- [Given problem] Make an exact transcription of the material, leaving out all images.

- [Data segment]

* * *

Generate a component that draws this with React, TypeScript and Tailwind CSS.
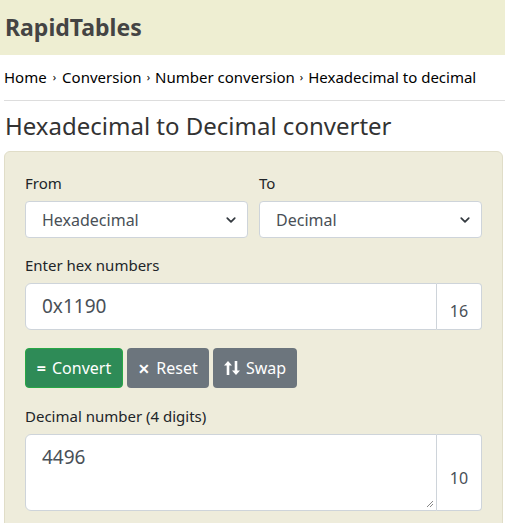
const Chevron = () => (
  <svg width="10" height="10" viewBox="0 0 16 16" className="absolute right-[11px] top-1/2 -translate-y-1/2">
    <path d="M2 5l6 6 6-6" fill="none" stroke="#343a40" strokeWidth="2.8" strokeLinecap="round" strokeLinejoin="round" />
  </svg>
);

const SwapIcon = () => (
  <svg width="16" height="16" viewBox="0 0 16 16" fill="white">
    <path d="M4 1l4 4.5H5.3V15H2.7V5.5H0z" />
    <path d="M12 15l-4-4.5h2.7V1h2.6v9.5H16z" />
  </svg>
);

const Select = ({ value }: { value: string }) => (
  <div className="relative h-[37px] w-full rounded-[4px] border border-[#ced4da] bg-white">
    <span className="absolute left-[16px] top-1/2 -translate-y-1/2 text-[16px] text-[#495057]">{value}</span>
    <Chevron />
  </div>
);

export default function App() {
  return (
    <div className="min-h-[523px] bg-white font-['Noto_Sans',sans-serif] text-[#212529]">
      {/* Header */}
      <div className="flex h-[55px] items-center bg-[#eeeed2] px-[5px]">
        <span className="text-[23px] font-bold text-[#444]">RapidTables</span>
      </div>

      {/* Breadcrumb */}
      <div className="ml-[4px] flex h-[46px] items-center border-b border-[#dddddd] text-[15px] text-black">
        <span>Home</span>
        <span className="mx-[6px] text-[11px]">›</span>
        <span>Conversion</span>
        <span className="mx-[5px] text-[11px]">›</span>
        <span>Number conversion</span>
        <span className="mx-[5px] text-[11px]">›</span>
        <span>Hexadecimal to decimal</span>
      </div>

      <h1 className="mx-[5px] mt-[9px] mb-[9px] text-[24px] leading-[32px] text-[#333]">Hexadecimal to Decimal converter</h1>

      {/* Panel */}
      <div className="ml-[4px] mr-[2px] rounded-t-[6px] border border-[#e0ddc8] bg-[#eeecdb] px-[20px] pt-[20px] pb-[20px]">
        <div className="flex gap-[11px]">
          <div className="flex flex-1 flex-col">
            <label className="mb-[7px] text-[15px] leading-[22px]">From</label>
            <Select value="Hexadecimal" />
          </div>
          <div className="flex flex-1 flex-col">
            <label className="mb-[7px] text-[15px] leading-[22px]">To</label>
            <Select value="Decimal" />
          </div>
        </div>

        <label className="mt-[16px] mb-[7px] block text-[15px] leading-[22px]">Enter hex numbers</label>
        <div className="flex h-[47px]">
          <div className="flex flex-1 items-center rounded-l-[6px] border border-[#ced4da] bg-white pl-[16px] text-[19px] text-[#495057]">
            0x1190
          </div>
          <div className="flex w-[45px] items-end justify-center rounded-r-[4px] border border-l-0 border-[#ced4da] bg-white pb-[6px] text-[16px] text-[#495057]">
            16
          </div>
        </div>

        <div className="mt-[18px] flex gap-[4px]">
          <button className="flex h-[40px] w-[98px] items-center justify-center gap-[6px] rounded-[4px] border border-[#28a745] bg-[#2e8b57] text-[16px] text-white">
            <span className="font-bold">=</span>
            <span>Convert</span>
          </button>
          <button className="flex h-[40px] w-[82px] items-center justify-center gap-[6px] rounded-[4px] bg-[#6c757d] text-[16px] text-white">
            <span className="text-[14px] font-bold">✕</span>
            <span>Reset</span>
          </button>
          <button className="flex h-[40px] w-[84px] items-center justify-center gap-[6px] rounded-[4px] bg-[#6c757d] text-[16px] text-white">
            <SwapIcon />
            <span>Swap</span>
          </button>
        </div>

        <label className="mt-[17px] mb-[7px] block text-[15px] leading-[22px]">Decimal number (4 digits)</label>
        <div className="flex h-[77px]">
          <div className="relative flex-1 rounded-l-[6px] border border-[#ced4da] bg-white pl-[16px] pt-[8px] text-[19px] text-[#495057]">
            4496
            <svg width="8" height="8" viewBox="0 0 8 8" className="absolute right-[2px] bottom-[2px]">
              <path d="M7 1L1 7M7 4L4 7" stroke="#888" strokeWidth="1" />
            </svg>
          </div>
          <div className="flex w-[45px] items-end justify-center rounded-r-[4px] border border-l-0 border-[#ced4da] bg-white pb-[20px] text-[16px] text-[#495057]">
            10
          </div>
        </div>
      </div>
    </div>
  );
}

* * *

- [Completed exercise]
Generate a component that draws this with React, TypeScript and Tailwind CSS.
const Chevron = () => (
  <svg width="10" height="10" viewBox="0 0 16 16" className="absolute right-[11px] top-1/2 -translate-y-1/2">
    <path d="M2 5l6 6 6-6" fill="none" stroke="#343a40" strokeWidth="2.8" strokeLinecap="round" strokeLinejoin="round" />
  </svg>
);

const SwapIcon = () => (
  <svg width="16" height="16" viewBox="0 0 16 16" fill="white">
    <path d="M4 1l4 4.5H5.3V15H2.7V5.5H0z" />
    <path d="M12 15l-4-4.5h2.7V1h2.6v9.5H16z" />
  </svg>
);

const Select = ({ value }: { value: string }) => (
  <div className="relative h-[37px] w-full rounded-[4px] border border-[#ced4da] bg-white">
    <span className="absolute left-[16px] top-1/2 -translate-y-1/2 text-[16px] text-[#495057]">{value}</span>
    <Chevron />
  </div>
);

export default function App() {
  return (
    <div className="min-h-[523px] bg-white font-['Noto_Sans',sans-serif] text-[#212529]">
      {/* Header */}
      <div className="flex h-[55px] items-center bg-[#eeeed2] px-[5px]">
        <span className="text-[23px] font-bold text-[#444]">RapidTables</span>
      </div>

      {/* Breadcrumb */}
      <div className="ml-[4px] flex h-[46px] items-center border-b border-[#dddddd] text-[15px] text-black">
        <span>Home</span>
        <span className="mx-[6px] text-[11px]">›</span>
        <span>Conversion</span>
        <span className="mx-[5px] text-[11px]">›</span>
        <span>Number conversion</span>
        <span className="mx-[5px] text-[11px]">›</span>
        <span>Hexadecimal to decimal</span>
      </div>

      <h1 className="mx-[5px] mt-[9px] mb-[9px] text-[24px] leading-[32px] text-[#333]">Hexadecimal to Decimal converter</h1>

      {/* Panel */}
      <div className="ml-[4px] mr-[2px] rounded-t-[6px] border border-[#e0ddc8] bg-[#eeecdb] px-[20px] pt-[20px] pb-[20px]">
        <div className="flex gap-[11px]">
          <div className="flex flex-1 flex-col">
            <label className="mb-[7px] text-[15px] leading-[22px]">From</label>
            <Select value="Hexadecimal" />
          </div>
          <div className="flex flex-1 flex-col">
            <label className="mb-[7px] text-[15px] leading-[22px]">To</label>
            <Select value="Decimal" />
          </div>
        </div>

        <label className="mt-[16px] mb-[7px] block text-[15px] leading-[22px]">Enter hex numbers</label>
        <div className="flex h-[47px]">
          <div className="flex flex-1 items-center rounded-l-[6px] border border-[#ced4da] bg-white pl-[16px] text-[19px] text-[#495057]">
            0x1190
          </div>
          <div className="flex w-[45px] items-end justify-center rounded-r-[4px] border border-l-0 border-[#ced4da] bg-white pb-[6px] text-[16px] text-[#495057]">
            16
          </div>
        </div>

        <div className="mt-[18px] flex gap-[4px]">
          <button className="flex h-[40px] w-[98px] items-center justify-center gap-[6px] rounded-[4px] border border-[#28a745] bg-[#2e8b57] text-[16px] text-white">
            <span className="font-bold">=</span>
            <span>Convert</span>
          </button>
          <button className="flex h-[40px] w-[82px] items-center justify-center gap-[6px] rounded-[4px] bg-[#6c757d] text-[16px] text-white">
            <span className="text-[14px] font-bold">✕</span>
            <span>Reset</span>
          </button>
          <button className="flex h-[40px] w-[84px] items-center justify-center gap-[6px] rounded-[4px] bg-[#6c757d] text-[16px] text-white">
            <SwapIcon />
            <span>Swap</span>
          </button>
        </div>

        <label className="mt-[17px] mb-[7px] block text-[15px] leading-[22px]">Decimal number (4 digits)</label>
        <div className="flex h-[77px]">
          <div className="relative flex-1 rounded-l-[6px] border border-[#ced4da] bg-white pl-[16px] pt-[8px] text-[19px] text-[#495057]">
            4496
            <svg width="8" height="8" viewBox="0 0 8 8" className="absolute right-[2px] bottom-[2px]">
              <path d="M7 1L1 7M7 4L4 7" stroke="#888" strokeWidth="1" />
            </svg>
          </div>
          <div className="flex w-[45px] items-end justify-center rounded-r-[4px] border border-l-0 border-[#ced4da] bg-white pb-[20px] text-[16px] text-[#495057]">
            10
          </div>
        </div>
      </div>
    </div>
  );
}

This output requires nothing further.